The defendants objected to this instruction and requested that, if it were given over their objection, the following language be added:

They are, however, only to be considered policymaking officials of their counties with respect to the particular areas of responsibility which are specifically assigned to them by state law.

The district court overruled the objection and rejected the proffered language.36

This matter should not have been presented to the jury in the first place. “Under the Praprotnik plurality view, the existence of final policymaking authority is a question of state or municipal law, not of fact ..., [and] we are compelled to follow [that] plurality opinion.” Worsham, 881 F.2d at 1340 n. 8. Hence, on remand the district court, and not the jury, should decide whether the respective officers have “final policymaking authority” under state law concerning the actions at issue. See Jett, 109 S.Ct. at 2723. Only after “those officials who have the power to make official policy on a particular issue have been identified” should the jury be asked to determine “whether their decisions have caused the deprivation of rights at issue by policies which affirmatively command that it occur,” id,., “or by acquiescence in a longstanding practice or custom which constitutes ... standard operating procedure_ Id. (emphasis in original) (citing Pembaur, 475 U.S. at 485-87, 106 S.Ct. at 1301-02 (White, J., concurring)).

2.

Regarding the cross-appeal, we affirm the j.n.o.v. entered in favor of the City of Texarkana. In their appellate brief, the Crowders identify two policies of the city that they assert caused city employees to act unconstitutionally: “(1) a policy of cooperating with out of state law enforcement officers in police investigations ... and (2) a policy of relying on the district attorney’s office for guidance and assistance....” The Crowders acknowledge that these alleged policies were not themselves unconstitutional but that the asserted unlawful acts were perpetrated pursuant to those policies.
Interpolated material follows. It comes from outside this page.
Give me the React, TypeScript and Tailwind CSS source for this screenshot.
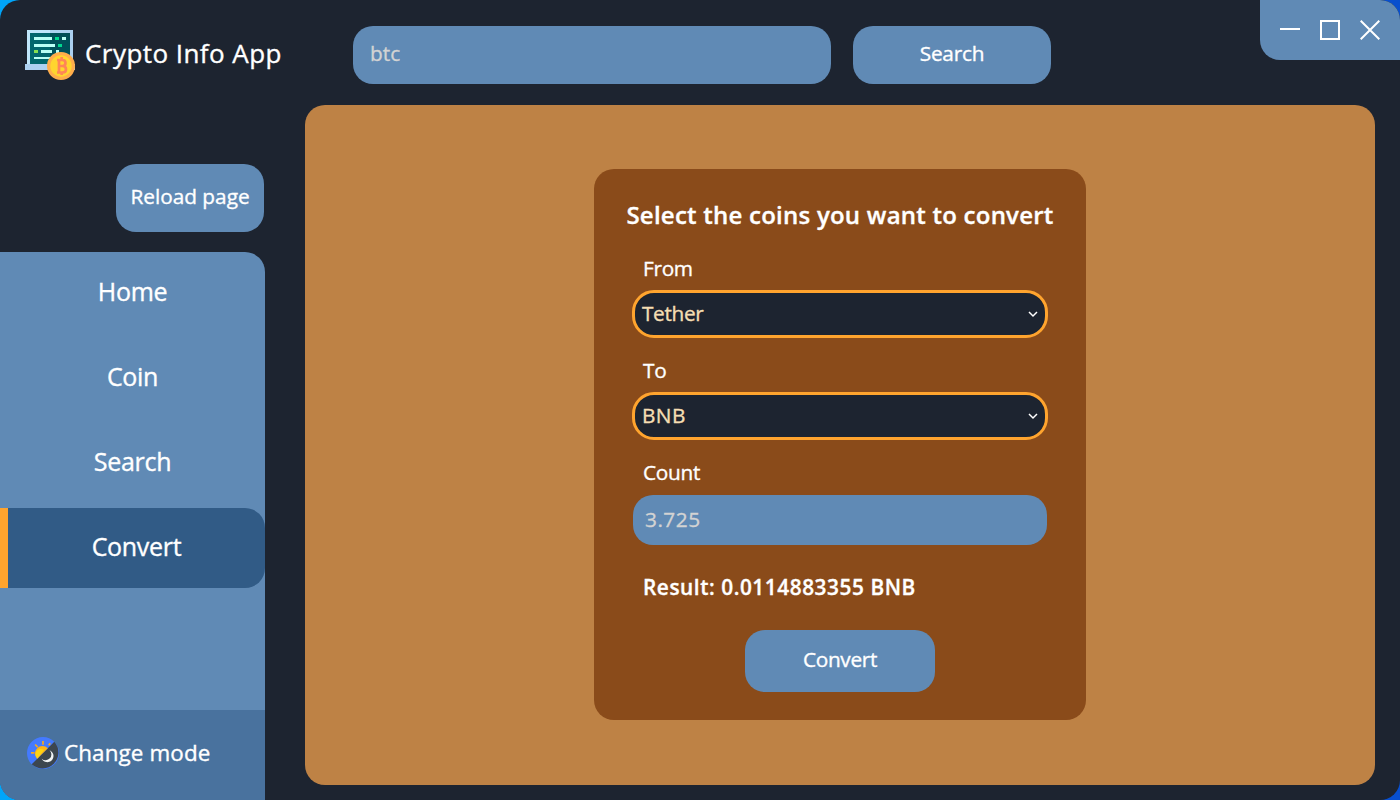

The Crowders contend that a municipality may be held liable even for constitutional policies pursuant to which its employees commit unconstitutional acts. In a recent pronouncement on municipal liability, the Supreme Court has agreed with this general proposition: “[W]e reject [the] contention that only unconstitutional policies are actionable under [section 1983].” City of Canton v. Harris, — U.S. —, 109 S.Ct. 1197, 1204, 103 L.Ed.2d 412 (1989). There, the Court held that “the inadequacy of police training may serve as the basis for § 1983 liability only where the failure to train amounts to deliberate indifference to the rights of persons with whom the police come into contact.” Id. (footnote omitted).

The instant plaintiffs do not assert inadequate training, and the Court has not yet indicated whether inadequate training is the only area in which a city can be liable for a policy that is not itself unconstitutional. But the Court has reiterated that “a municipality can be liable under § 1983 only where its policies are the ‘moving force [behind] the constitutional violation.’ ” Id. 109 S.Ct. at 1205 (quoting Monellv. New York City Dep’t of Social Servs., 436 U.S. 658, 694, 98 S.Ct. 2018, 2037, 56 L.Ed.2d 611 (1978), and Polk County v. Dodson, 454 U.S. 312, 326, 102 S.Ct. 445, *831454, 70 L.Ed.2d 509 (1981)) (brackets in original).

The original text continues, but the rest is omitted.